An Weihnachten geht es auch darum, dass Gott ganz anders ist als wir uns das nach menschlichen Maßstäben vorstellen- im kleinen ohnmächtigen Kind in der Krippe kommt er zu uns und verändert die Welt durch seine Ohnmacht und Verletzlichkeit.
Im 52. Kapitel geht es darum, dass die gefangene Tochter Zion die Fesseln abschütteln soll und als Befreite neu anfangen soll. Der Abschnitt bei Jesaja ist eine einzige Aufforderung zum Staunen und zum Jubeln angesichts des Heils, das Gott schafft. Sogar die Trümmer sollen jubeln, „…denn der Herr hat sein Volk getröstet und Jerusalem erlöst“.
Weil Gott die Menschen tröstet, befreit und erlöst, können wir Frieden verkündigen, Gutes predigen und Heil ansagen. Diese frohe Botschaft sollte auch am Weihnachtsfest spürbar werden in einem ermutigenden Gottesdienst mit fröhlichen Liedern, mit ermutigenden und tröstlichen Worten.
Lukas 2,15-20
In diesem Abschnitt geht es um die Hirten. Auch sie eine Gruppe, die am Rande der Gesellschaft stehen und wenig geachtet waren. Sie glauben den Verheißungen der Engel und setzen sich in Bewegung: sie gehen zum Stall, sie sehen und finden das Kind, sie verkündigen, was sie gesehen haben und zwar so, dass andere sich wundern. Sie kehren als Verwandelte in ihren Alltag zurück.

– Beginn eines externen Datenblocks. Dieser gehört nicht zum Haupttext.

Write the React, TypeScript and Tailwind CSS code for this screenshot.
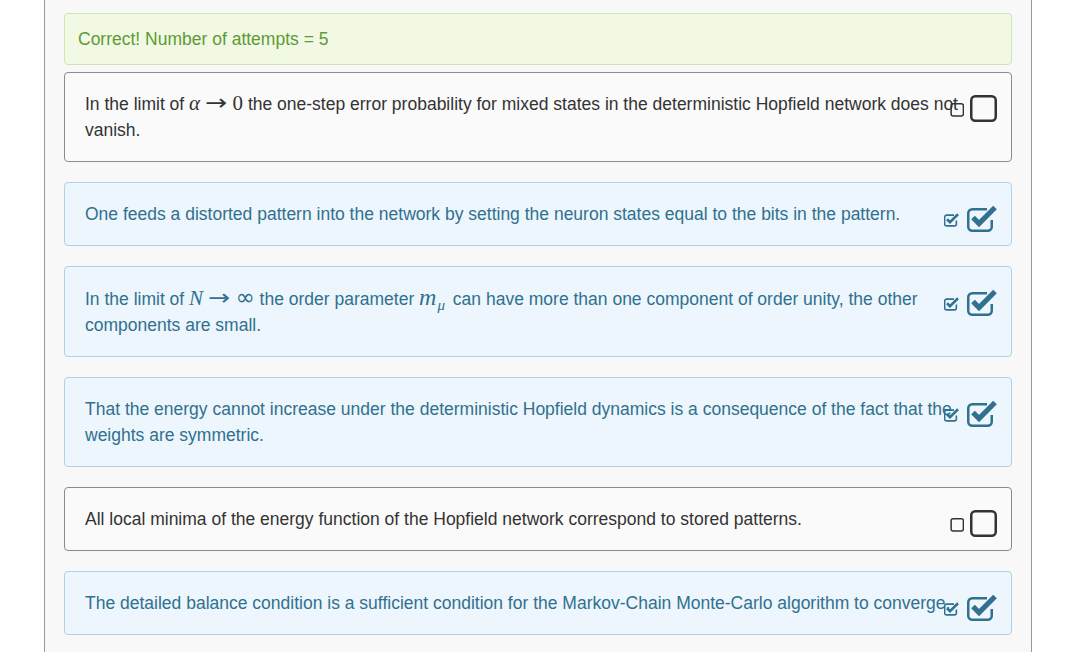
import React from 'react';

type Kind = 'info' | 'plain';

const sans = { fontFamily: '"Liberation Sans", Arial, sans-serif' };

function Mi({ children }: { children: React.ReactNode }) {
  return <span className="italic text-[21px] leading-none [font-family:'Liberation_Serif',serif]">{children}</span>;
}

function Mr({ children }: { children: React.ReactNode }) {
  return <span className="text-[21px] leading-none [font-family:'Liberation_Serif',serif]">{children}</span>;
}

function Arrow() {
  return (
    <span className="mx-[7px] inline-block scale-x-[1.2] text-[22px] leading-none [font-family:'DejaVu_Sans',sans-serif]">
      →
    </span>
  );
}

function BoxIcon({ checked, small }: { checked: boolean; small?: boolean }) {
  const s = small ? 15 : 30;
  const color = checked ? '#31708f' : '#333333';
  return (
    <svg width={s} height={s} viewBox="0 0 30 30" fill="none" stroke={color}>
      {checked ? (
        <>
          <path
            d="M20 6.25 H5.25 A4 4 0 0 0 1.25 10.25 V23.75 A4 4 0 0 0 5.25 27.75 H20.75 A4 4 0 0 0 24.75 23.75 V17"
            strokeWidth={small ? 3.2 : 2.5}
          />
          <path d="M6 14.5 L12 20.5 L28 4.5" strokeWidth={small ? 5 : 5.2} />
        </>
      ) : (
        <rect x="4.25" y="3.25" width="24.5" height="24.5" rx="4" strokeWidth={small ? 3 : 2.5} />
      )}
    </svg>
  );
}

function Card({ kind, checked, children }: { kind: Kind; checked: boolean; children: React.ReactNode }) {
  const look =
    kind === 'info'
      ? 'bg-[#ecf6fc] border-[#b1d2e6] text-[#31708f]'
      : 'bg-[#fafafa] border-[#8c8c8c] text-[#333333]';
  return (
    <div className={`relative mb-[20px] rounded-[4px] border px-[20px] py-[18px] leading-[26px] ${look}`}>
      <div>{children}</div>
      <div className={`absolute right-[14px] top-[20px] flex items-start ${checked ? 'gap-[8px]' : 'gap-[3px]'}`}>
        <div className="mt-[9px]">
          <BoxIcon checked={checked} small />
        </div>
        <BoxIcon checked={checked} />
      </div>
    </div>
  );
}

export default function App() {
  return (
    <div className="min-h-screen bg-white text-[17.5px]" style={sans}>
      <div className="ml-[44px] min-h-[652px] w-[988px] border-x border-[#9a9a9a] bg-[#f8f8f8] px-[19px] pt-[13px]">
        <div className="mb-[7px] rounded-[4px] border border-[#cfe6b3] bg-[#f1f9e4] px-[13px] py-[15px] leading-[20px] text-[#5f9a33]">
          Correct! Number of attempts = 5
        </div>

        <Card kind="plain" checked={false}>
          In the limit of <Mi>α</Mi>
          <Arrow />
          <Mr>0</Mr> the one-step error probability for mixed states in the deterministic Hopfield network does not
          vanish.
        </Card>

        <Card kind="info" checked>
          One feeds a distorted pattern into the network by setting the neuron states equal to the bits in the pattern.
        </Card>

        <Card kind="info" checked>
          In the limit of <Mi>N</Mi>
          <Arrow />
          <span className="text-[23px] leading-none [font-family:'DejaVu_Sans',sans-serif]">∞</span> the order
          parameter{' '}
          <span className="italic text-[24px] leading-none [font-family:'Liberation_Serif',serif]">m</span>
          <span className="relative top-[5px] ml-[1px] mr-[3px] italic text-[15px] leading-none [font-family:'Liberation_Serif',serif]">
            μ
          </span>{' '}
          can have more than one component of order unity, the other components are small.
        </Card>

        <Card kind="info" checked>
          That the energy cannot increase under the deterministic Hopfield dynamics is a consequence of the fact that the
          weights are symmetric.
        </Card>

        <Card kind="plain" checked={false}>
          All local minima of the energy function of the Hopfield network correspond to stored patterns.
        </Card>

        <Card kind="info" checked>
          The detailed balance condition is a sufficient condition for the Markov-Chain Monte-Carlo algorithm to
          converge.
        </Card>
      </div>
    </div>
  );
}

Erstaunlicherweise sind sie nicht enttäuscht von der Armut des Stalles und der Ohnmacht des Kindes. Sie lassen sich berühren und überwältigen von der Verletzlichkeit des Kindes. Das kann man auch heute erleben, wenn man ein gerade geborenes kleines Kind in den Armen halten darf. Das macht den stärksten Menschen schwach.
Was alles geschehen kann, wenn man sich berühren und in Bewegung setzen lässt von dem Anderssein Gottes und der Menschen! Wenn der Panzer der Stärke und des professionellen Funktionierens bröckelt, die Macht der Mächtigen ins Wanken gerät und die Kleinen sich in Bewegungen organisieren….
An Weihnachten könnte es darum gehen, dazu zu ermutigen, sich neu berühren und bewegen zu lassen: von Gott, der so schwach sein kann und in seiner Schwachheit so stark. Und von Menschen, die unsere Solidarität brauchen oder uns mit ihrer Liebe und ihrer Schwachheit entwaffnen.